WRITTEN TASK =>
Scan the records and identify every line in which the string "TypeScript" occurs, then return those lines.
------
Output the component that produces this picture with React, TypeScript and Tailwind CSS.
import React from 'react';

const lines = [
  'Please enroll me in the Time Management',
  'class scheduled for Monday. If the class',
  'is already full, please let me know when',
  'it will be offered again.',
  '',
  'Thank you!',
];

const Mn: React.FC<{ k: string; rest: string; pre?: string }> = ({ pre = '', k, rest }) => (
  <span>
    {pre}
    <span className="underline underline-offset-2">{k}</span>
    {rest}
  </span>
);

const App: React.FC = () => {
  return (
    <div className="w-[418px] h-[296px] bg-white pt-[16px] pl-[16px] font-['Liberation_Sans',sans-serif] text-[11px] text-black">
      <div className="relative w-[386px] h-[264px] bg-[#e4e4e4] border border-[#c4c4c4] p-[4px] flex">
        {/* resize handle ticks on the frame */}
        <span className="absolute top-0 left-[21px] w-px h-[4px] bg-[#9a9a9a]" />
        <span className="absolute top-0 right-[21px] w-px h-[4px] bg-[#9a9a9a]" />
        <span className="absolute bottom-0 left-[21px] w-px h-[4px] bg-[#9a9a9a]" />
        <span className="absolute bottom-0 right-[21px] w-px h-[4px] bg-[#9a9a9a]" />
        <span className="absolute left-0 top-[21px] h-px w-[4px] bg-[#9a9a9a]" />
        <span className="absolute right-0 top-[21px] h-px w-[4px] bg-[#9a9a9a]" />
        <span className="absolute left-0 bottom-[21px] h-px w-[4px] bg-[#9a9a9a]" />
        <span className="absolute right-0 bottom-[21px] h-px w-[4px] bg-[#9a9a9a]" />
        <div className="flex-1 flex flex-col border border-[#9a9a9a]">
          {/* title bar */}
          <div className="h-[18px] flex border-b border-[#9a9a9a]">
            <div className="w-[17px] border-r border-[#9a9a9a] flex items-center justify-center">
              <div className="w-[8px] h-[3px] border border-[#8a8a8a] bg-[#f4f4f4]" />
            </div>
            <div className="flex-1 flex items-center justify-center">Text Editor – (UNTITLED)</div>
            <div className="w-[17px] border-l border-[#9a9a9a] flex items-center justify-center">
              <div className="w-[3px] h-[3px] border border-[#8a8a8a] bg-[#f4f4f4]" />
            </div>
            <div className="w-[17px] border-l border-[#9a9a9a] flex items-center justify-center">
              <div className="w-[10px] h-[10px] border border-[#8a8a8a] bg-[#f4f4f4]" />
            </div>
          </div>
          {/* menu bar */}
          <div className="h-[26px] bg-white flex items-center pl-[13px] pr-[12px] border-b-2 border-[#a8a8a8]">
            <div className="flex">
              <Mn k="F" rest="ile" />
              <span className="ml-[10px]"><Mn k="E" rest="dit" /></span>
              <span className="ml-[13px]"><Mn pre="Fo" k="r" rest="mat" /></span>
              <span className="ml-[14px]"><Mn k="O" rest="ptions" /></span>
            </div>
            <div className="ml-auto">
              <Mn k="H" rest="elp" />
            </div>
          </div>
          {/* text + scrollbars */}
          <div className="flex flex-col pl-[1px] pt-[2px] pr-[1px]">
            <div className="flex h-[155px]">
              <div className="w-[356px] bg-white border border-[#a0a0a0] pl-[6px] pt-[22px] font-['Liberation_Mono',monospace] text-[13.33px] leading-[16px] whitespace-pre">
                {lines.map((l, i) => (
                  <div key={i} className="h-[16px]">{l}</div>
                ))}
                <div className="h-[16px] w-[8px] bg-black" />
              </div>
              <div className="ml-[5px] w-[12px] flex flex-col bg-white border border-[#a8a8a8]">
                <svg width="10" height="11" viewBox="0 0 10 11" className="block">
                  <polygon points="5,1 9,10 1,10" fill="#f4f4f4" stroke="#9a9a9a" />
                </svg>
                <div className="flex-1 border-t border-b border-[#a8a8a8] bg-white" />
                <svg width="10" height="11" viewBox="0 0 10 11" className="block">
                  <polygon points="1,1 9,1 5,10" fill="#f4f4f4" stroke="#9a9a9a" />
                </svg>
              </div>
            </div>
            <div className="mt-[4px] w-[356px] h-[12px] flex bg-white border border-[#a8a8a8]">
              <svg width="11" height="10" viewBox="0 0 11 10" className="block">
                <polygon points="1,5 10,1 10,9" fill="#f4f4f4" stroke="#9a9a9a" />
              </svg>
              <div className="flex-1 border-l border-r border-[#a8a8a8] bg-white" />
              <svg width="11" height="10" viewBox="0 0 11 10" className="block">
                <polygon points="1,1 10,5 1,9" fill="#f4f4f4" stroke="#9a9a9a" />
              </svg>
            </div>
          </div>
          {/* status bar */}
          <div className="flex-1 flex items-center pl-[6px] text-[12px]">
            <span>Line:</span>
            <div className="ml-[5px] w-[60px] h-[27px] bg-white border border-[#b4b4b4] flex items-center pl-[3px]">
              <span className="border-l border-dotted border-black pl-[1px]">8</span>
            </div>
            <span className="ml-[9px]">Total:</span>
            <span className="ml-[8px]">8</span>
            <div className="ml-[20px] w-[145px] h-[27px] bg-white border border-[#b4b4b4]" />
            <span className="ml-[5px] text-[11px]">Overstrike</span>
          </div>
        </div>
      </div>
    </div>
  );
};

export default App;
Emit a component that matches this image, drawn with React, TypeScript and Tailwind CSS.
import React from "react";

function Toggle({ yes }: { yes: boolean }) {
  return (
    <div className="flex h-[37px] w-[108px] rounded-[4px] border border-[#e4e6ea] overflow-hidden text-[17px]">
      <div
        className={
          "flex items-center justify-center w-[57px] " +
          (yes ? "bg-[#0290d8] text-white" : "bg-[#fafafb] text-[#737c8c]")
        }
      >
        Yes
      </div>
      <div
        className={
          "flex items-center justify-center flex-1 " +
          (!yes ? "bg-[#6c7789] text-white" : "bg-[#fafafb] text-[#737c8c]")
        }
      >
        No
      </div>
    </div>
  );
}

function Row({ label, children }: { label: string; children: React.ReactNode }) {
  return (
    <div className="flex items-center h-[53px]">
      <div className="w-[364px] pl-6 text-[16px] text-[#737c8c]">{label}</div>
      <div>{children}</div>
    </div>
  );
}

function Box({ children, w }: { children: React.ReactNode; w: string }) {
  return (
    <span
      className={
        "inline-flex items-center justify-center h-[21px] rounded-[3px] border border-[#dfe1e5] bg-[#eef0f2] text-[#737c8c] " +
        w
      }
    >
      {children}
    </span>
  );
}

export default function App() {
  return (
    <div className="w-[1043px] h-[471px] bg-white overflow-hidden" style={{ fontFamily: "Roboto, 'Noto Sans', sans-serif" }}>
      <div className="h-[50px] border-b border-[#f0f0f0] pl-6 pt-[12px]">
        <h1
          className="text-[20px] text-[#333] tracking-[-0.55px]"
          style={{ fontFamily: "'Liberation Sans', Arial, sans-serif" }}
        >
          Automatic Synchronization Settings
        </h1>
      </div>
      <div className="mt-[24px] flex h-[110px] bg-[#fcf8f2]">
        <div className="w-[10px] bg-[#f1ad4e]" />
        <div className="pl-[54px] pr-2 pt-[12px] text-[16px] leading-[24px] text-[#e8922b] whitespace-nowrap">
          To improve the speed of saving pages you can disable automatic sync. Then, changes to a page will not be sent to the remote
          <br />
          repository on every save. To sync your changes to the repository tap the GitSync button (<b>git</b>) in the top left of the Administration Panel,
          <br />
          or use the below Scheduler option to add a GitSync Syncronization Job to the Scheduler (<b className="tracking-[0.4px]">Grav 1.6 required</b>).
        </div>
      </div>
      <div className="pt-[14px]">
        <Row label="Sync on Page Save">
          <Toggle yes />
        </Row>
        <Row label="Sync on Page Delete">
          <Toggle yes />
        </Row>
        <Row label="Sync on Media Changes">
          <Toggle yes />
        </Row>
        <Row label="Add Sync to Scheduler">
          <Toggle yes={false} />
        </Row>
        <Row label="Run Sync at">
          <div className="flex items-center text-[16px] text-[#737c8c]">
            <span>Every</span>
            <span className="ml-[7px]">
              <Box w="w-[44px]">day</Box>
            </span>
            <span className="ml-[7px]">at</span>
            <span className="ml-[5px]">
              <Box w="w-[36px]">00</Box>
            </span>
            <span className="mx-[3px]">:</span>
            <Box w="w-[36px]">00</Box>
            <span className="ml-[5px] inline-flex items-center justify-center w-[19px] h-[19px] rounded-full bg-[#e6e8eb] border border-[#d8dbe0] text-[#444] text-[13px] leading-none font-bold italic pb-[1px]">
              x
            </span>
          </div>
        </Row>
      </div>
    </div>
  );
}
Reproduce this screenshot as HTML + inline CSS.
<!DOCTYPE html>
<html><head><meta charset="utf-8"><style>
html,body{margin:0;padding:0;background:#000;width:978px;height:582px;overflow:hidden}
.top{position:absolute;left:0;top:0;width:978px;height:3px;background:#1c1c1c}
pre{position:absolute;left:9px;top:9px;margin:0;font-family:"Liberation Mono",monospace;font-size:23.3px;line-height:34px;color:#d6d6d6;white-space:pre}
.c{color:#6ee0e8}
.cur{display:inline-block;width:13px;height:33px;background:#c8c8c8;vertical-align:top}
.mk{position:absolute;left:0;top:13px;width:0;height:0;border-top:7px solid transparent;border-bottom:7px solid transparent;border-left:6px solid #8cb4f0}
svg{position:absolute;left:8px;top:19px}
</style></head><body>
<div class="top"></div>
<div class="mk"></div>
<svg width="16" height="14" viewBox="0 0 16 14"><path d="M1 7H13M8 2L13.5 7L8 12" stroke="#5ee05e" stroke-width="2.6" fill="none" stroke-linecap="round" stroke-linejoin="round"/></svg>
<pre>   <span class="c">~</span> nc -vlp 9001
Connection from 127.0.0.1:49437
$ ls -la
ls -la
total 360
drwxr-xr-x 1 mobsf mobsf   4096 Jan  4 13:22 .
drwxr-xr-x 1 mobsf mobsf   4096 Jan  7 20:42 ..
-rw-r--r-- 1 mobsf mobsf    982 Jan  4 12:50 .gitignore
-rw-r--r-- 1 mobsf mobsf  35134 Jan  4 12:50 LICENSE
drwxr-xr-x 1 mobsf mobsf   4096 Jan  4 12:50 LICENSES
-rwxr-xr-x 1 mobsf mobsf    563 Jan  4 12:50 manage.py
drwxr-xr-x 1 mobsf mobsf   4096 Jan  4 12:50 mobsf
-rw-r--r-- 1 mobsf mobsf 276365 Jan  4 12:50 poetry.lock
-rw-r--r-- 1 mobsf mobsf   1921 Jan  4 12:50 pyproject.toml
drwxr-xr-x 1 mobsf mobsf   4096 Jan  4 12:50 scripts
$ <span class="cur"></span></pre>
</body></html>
------
SOLUTION FOR THIS TASK =>
Output the component that produces this picture with React, TypeScript and Tailwind CSS.
Emit a component that matches this image, drawn with React, TypeScript and Tailwind CSS.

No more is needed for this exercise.